Juan Bravo

BAJO EL VOLCÁN

Juan Bravo


El Zahorí

07/05/2023

Yo, cuando era adolescente, tuve un amigo en Hellín, que era zahorí, como el protagonista de El Sur de Adelaida García Morales. Se llamaba don Ricardo y, merced a su ciencia, había hecho de antiguos secarrales huertas feraces por toda la comarca. Era un hombre sabio. Cuando por primera vez oí hablar de Sócrates lo identifiqué con él. Además de sabio, era filántropo y, sobre todo, amante de la naturaleza 
Don Ricardo, a la sazón, era un hombre jubilado que disfrutaba paseando a sus dos nietos y a mí, íntimo del mayor, en su Rolls Royce inmaculado, negro brillante como el charol, y limpio como una patena. La diferencia de edad no impedía que nuestra relación fuera fraternal. Desde que perdiera a su esposa, tenía su coche, con el que, más que viajar, daba frecuentes paseos vespertinos desde su noble mansión, en la salida de la antigua carretera de Murcia, en Hellín, por todo el amplio espectro de valles: Minateda, Cancarix, Agramón, El Azaraque.
Era un hombre ocurrente. Solía compararse con el gran Pierre Chardin, célebre pintor galo de bodegones, que se jactaba de sedentario en grado sumo; el viaje más largo que hizo en su vida fue de París a Fontainebleau (unos quince kilómetros), demostrando a la posteridad que, para ser un genio, no hace falta ser presa de la manía ambulatoria. Don Ricardo, como no era pintor, tenía que buscar sus propios paisajes y, para él, nada como las puestas de sol en el Tolmo de Minateda.
Solía contar, con todo lujo de detalles, la tarde en que muchos, pero que muchos años antes, en los felices veinte, recién adquirido el Rolls, cerca de Cieza se encontró con otro Rolls flamante, varado al borde de la carretera, frecuentada únicamente por las águilas y algún que otro jabalí. Don Ricardo se detuvo.

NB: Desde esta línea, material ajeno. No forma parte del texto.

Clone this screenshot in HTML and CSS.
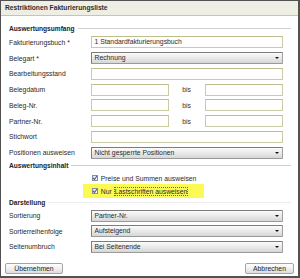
FILE: index.html
```html
<!DOCTYPE html>
<html lang="de">
<head>
  <meta charset="UTF-8">
  <title>Restriktionen Fakturierungsliste</title>
  <link rel="stylesheet" href="styles.css">
</head>
<body>
  <div class="dialog">
    <div class="titlebar">Restriktionen Fakturierungsliste</div>

    <div class="content">
      <div class="section-head"><span>Auswertungsumfang</span></div>
      <div class="form">
        <label>Fakturierungsbuch *</label>
        <div class="input">1 Standardfakturierungsbuch</div>

        <label>Belegart *</label>
        <div class="select">Rechnung<span class="arrow"></span></div>

        <label>Bearbeitungsstand</label>
        <div class="input"></div>

        <label>Belegdatum</label>
        <div class="range"><div class="input"></div><span class="bis">bis</span><div class="input"></div></div>

        <label>Beleg-Nr.</label>
        <div class="range"><div class="input"></div><span class="bis">bis</span><div class="input"></div></div>

        <label>Partner-Nr.</label>
        <div class="range"><div class="input"></div><span class="bis">bis</span><div class="input"></div></div>

        <label>Stichwort</label>
        <div class="input"></div>

        <label>Positionen ausweisen</label>
        <div class="select">Nicht gesperrte Positionen<span class="arrow"></span></div>
      </div>

      <div class="section-head second"><span>Auswertungsinhalt</span></div>
      <div class="checks">
        <div class="check">
          <span class="box"><svg width="6" height="6" viewBox="0 0 6 6"><path d="M1 3 L2.5 4.5 L5 1" fill="none" stroke="#4a5a8a" stroke-width="1.1"/></svg></span>
          Preise und Summen ausweisen
        </div>
        <div class="check highlight">
          <span class="box"><svg width="6" height="6" viewBox="0 0 6 6"><path d="M1 3 L2.5 4.5 L5 1" fill="none" stroke="#4a5a8a" stroke-width="1.1"/></svg></span>
          <span>Nur</span><span class="focus">Lastschriften ausweisen</span>
        </div>
      </div>

      <div class="section-head third"><span>Darstellung</span></div>
      <div class="form compact">
        <label>Sortierung</label>
        <div class="select">Partner-Nr.<span class="arrow"></span></div>

        <label>Sortierreihenfolge</label>
        <div class="select">Aufsteigend<span class="arrow"></span></div>

        <label>Seitenumbruch</label>
        <div class="select">Bei Seitenende<span class="arrow"></span></div>
      </div>
    </div>

    <div class="buttons">
      <button class="btn ok">Übernehmen</button>
      <button class="btn cancel">Abbrechen</button>
    </div>
  </div>
</body>
</html>
```

FILE: styles.css
```css
* {
  margin: 0;
  padding: 0;
  box-sizing: border-box;
}

body {
  font-family: 'Liberation Sans', Arial, sans-serif;
  font-size: 6.8px;
  color: #2a2a2a;
  background: #fff;
}

.dialog {
  width: 300px;
  height: 278px;
  border: 1px solid #525252;
  border-right-width: 2px;
  border-bottom-width: 2px;
  background: #fff;
}

.titlebar {
  height: 15px;
  line-height: 14px;
  padding-left: 4px;
  background: #eeeee5;
  border-bottom: 1px solid #c4c4bc;
  font-weight: bold;
  font-size: 6.7px;
  color: #2e2e2e;
}

.content {
  padding: 7.5px 15.5px 0 8px;
}

.section-head {
  display: flex;
  align-items: center;
  height: 10px;
  margin-right: -8.5px;
  font-weight: bold;
  font-size: 6.6px;
  color: #222;
}

.section-head::after {
  content: "";
  flex: 1;
  height: 1px;
  margin-left: 3px;
  background: #cfcfcf;
}

.section-head.second {
  margin-top: 2px;
}

.section-head.third {
  height: 8px;
  margin-top: 0;
}

.section-head.third::after {
  background: #ececec;
}

.form {
  display: grid;
  grid-template-columns: 82px 1fr;
  grid-auto-rows: 12px;
  row-gap: 3.75px;
  align-items: center;
  margin-top: 2.8px;
}

.form.compact {
  margin-top: 3.5px;
  row-gap: 3.5px;
}

.input {
  height: 12px;
  line-height: 10px;
  padding-left: 2.5px;
  border: 1px solid #cbcba3;
  border-top-color: #bdbd8e;
  background: #fff;
  white-space: nowrap;
  overflow: hidden;
}

.select {
  position: relative;
  height: 12px;
  line-height: 10px;
  padding-left: 2.5px;
  border: 1px solid #7c7c7c;
  border-right-color: #a0a0a0;
  border-bottom-color: #9a9a9a;
  border-radius: 1px;
  background: linear-gradient(#fbfbfb, #e6e6e6 60%, #d6d6d6);
  white-space: nowrap;
}

.select .arrow {
  position: absolute;
  right: 3px;
  top: 4px;
  width: 0;
  height: 0;
  border-left: 2px solid transparent;
  border-right: 2px solid transparent;
  border-top: 2.5px solid #111;
}

.range {
  display: grid;
  grid-template-columns: 77.5px 1fr 78px;
  align-items: center;
  height: 12px;
}

.bis {
  text-align: center;
  color: #333;
}

.checks {
  margin-top: 2.5px;
  padding-left: 82.5px;
}

.check {
  display: flex;
  align-items: center;
  height: 10px;
  white-space: nowrap;
}

.check .box {
  display: inline-flex;
  align-items: center;
  justify-content: center;
  width: 6px;
  height: 6px;
  margin-right: 3.3px;
  border: 1px solid #8290a8;
  background: linear-gradient(135deg, #e4e4dc, #fbfbf8);
}

.check .box svg {
  margin: -1px;
}

.check.highlight {
  width: 121px;
  height: 14px;
  margin-top: 1.3px;
  margin-left: -9px;
  padding-left: 9px;
  background: #fafa52;
}

.focus {
  margin-left: 3px;
  outline: 1px dotted #666;
  outline-offset: 0;
}

.buttons {
  display: flex;
  justify-content: space-between;
  margin-top: 10px;
  padding: 0 4px;
}

.btn {
  height: 11px;
  font-family: 'Liberation Sans', Arial, sans-serif;
  font-size: 6.8px;
  color: #222;
  border: 1px solid #a4a4a4;
  border-radius: 2px;
  background: linear-gradient(#ffffff, #ececec 60%, #dcdcdc);
  cursor: pointer;
}

.btn.ok {
  width: 58px;
}

.btn.cancel {
  width: 49px;
}
```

El caballero, bastante atribulado, iba con una dama elegante y bellísima, a la que de inmediato reconoció: era la reina doña Victoria Eugenia. Don Alfonso, con gorra de cuero, guantes de cabritilla y gafas de automovilista, no le resultó difícil de reconocer. Se disponía a ofrecerles su automóvil en caso de que estuvieran averiados, pero el problema era trivial: algo impedía a don Alfonso subir la capota, justo en el momento en que una tormenta inoportuna hacía irrupción por levante. Don Ricardo aparcó, saludó cortésmente y, en un instante, les resolvió el problema. Antes de despedirse, el rey le entregó su tarjeta de visita con el ruego de que en la primera ocasión que se le presentara les rindiera visita en el Palacio Real. Don Ricardo conservó durante años la tarjeta y el tibio aroma de la reina.
Así era este ilustre zahorí, cuyo hijo, casado con una ilustre dama italiana, Dulce Celia Martinelli, marchó a Brasil, a mediados de los sesenta, con la intención de rehacer su menguada fortuna; volvió cuatro o cinco años más tarde y, con lo que trajo, construyó un restaurante y una gasolinera junto a la hermosa mansión, adornada por doquier de flores, con piscina, y en la que jugábamos los niños bajo la acariciadora mirada de doña Dulce Celia de Contreras Martinelli, que, como Penélope, tejía y tejía.
Luego, aplacados los calores, sacaba don Ricardo su Rolls y nos invitaba a subir. El camino lo sabíamos de memoria. Pero de repente oíamos su discurso, contundente, lapidario que a mí se me quedaba grabado a fuego en la memoria. «Malos tiempos se avecinan para la madre tierra, hijos míos –dijo en cierta ocasión, con voz profética, mientras contemplábamos, absortos, una esplendorosa puesta de sol–. El vulgo lo ignora, como casi todo; pero vosotros debéis saber que vivimos sobre la dura piel de un dragón plácidamente dormido. El día en que seamos lo bastante necios para despertarlo, será el fin, porque se hundirá en el mar y todo habrá acabado. A eso nos está llevando el plan de vida impuesto por los dos grandes países vencedores de la guerra: el retorno a la barbarie. El problema es ver hasta dónde alcanza la paciencia del dragón».
Don  Ricardo murió; de la noble mansión no queda más que algún que otro vestigio; el Rolls voló al cielo en medio de una nube dorada, pero el dragón está cada vez más nervioso y todo amenaza ruina. Necesitamos, que diría mi viejo amigo Enrique Cantos, un nuevo Mozart o, al menos, otro sublime Bach, para restañar tanta herida.